Portion Size Matters
Trying to eat healthy today can be a challenge. You can eat all the right foods, but if the portion sizes are not appropriate, you may not be eating as healthy as you think you are. Portion sizes (especially for high-calorie/low-nutrient foods) have increased greatly over the last 20 years, more than doubling for some foods. Increases in portion sizes have certainly contributed to the increase in obesity in children and adults that we see today. Providing the right amount and variety of foods your children need to grow to their potential and keep them healthy and thriving, without causing excess weight gain, is the ultimate goal. Children’s nutritional needs change with age and growth, and are typically less than adults, so serving children as much as their parent distorts expectations, promotes excessive intake, and results in undesirable weight gain.
Adjusting portion sizes may help keep your child growing appropriately. Here are some tips and resources to help guide your children’s portion sizes.
- Aim for three meals and one or two snacks each day. Each meal and snack should include two to three different foods from the major groups.
- The U.S. Department of Agriculture’s program, Choose My Plate, suggests filling half of your plate with fruits and vegetables, and small portions of a starch or grain and meat or other protein to fill the other half, in addition to a calcium source (i.e., milk or milk alternative). Aim to provide a colorful variety of fruits and vegetables, as well as different protein sources, to meet nutritional needs. (Protein is found in meat, poultry, fish, eggs, nuts, beans/lentils and dairy foods.)
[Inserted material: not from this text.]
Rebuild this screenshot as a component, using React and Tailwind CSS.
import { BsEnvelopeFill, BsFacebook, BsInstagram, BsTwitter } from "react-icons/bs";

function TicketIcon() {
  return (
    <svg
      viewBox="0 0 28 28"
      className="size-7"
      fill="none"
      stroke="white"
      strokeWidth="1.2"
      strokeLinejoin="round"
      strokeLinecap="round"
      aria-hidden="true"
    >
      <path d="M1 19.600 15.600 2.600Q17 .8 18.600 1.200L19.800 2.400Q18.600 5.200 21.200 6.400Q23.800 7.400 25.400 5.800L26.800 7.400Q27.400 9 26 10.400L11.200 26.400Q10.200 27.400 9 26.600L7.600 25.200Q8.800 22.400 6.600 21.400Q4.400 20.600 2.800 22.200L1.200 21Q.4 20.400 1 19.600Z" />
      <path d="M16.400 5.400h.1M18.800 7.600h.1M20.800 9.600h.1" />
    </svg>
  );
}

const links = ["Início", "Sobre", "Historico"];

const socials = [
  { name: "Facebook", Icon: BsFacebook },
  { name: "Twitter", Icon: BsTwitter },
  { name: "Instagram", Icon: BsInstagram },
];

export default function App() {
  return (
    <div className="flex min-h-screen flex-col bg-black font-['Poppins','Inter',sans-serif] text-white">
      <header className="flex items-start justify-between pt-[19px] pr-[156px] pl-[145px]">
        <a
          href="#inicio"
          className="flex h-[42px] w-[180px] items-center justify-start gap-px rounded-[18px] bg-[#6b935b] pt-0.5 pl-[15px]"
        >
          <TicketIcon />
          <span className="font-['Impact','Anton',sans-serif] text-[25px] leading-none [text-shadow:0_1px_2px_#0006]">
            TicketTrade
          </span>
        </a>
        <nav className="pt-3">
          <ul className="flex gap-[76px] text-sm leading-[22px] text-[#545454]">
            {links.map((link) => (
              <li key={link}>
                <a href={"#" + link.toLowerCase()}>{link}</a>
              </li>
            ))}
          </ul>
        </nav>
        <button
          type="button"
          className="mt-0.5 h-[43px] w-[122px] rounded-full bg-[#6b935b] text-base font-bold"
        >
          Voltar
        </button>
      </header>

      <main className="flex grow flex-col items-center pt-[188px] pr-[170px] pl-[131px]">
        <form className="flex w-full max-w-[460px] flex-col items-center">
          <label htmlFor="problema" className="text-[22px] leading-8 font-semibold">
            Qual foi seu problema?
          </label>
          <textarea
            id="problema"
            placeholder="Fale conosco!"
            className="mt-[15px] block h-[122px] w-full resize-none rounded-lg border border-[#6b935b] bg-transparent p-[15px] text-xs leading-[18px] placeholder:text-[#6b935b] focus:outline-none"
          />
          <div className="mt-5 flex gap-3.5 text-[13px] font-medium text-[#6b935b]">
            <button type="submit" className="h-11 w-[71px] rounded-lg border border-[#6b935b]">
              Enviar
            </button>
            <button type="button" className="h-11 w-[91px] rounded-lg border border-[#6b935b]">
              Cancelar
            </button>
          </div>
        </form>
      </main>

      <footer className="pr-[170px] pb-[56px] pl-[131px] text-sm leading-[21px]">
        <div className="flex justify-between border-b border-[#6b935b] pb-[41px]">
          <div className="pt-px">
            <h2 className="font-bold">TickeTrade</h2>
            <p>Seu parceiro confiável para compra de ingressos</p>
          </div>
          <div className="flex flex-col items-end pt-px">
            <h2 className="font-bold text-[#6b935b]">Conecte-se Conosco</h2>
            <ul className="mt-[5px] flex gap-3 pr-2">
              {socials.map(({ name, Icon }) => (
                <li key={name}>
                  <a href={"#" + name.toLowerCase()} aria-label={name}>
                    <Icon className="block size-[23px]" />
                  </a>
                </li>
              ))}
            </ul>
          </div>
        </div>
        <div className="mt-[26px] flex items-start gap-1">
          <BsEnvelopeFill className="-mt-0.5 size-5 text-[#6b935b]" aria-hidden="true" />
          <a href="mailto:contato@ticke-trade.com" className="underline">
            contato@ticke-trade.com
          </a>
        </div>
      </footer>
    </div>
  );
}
- The chart below, based on information from the Academy of Nutrition and Dietetics and the American Association of Pediatrics, describes appropriate serving sizes and daily needs of important food groups for your child.
- For those times when you don’t have your measuring cups handy, the child’s hand will work. For protein foods like meat, chicken, and fish, the palm of the child’s hand is usually appropriate. For starchy foods like rice, beans, and corn, the child’s cupped hand gives a reasonable serving. The child’s fist is a good portion size for cereal and fruit. Vegetable portions usually don’t have to be limited, and are a good option for filling up or second servings.
- For more specific guidelines for your child’s nutritional needs, and to track his or her progress, visit the Choose My Plate's Supertracker.
Please note that the recommendations above are appropriate for healthy children. If your child has a diagnosis that requires special dietary considerations, please refer to a registered dietitian for appropriate advice.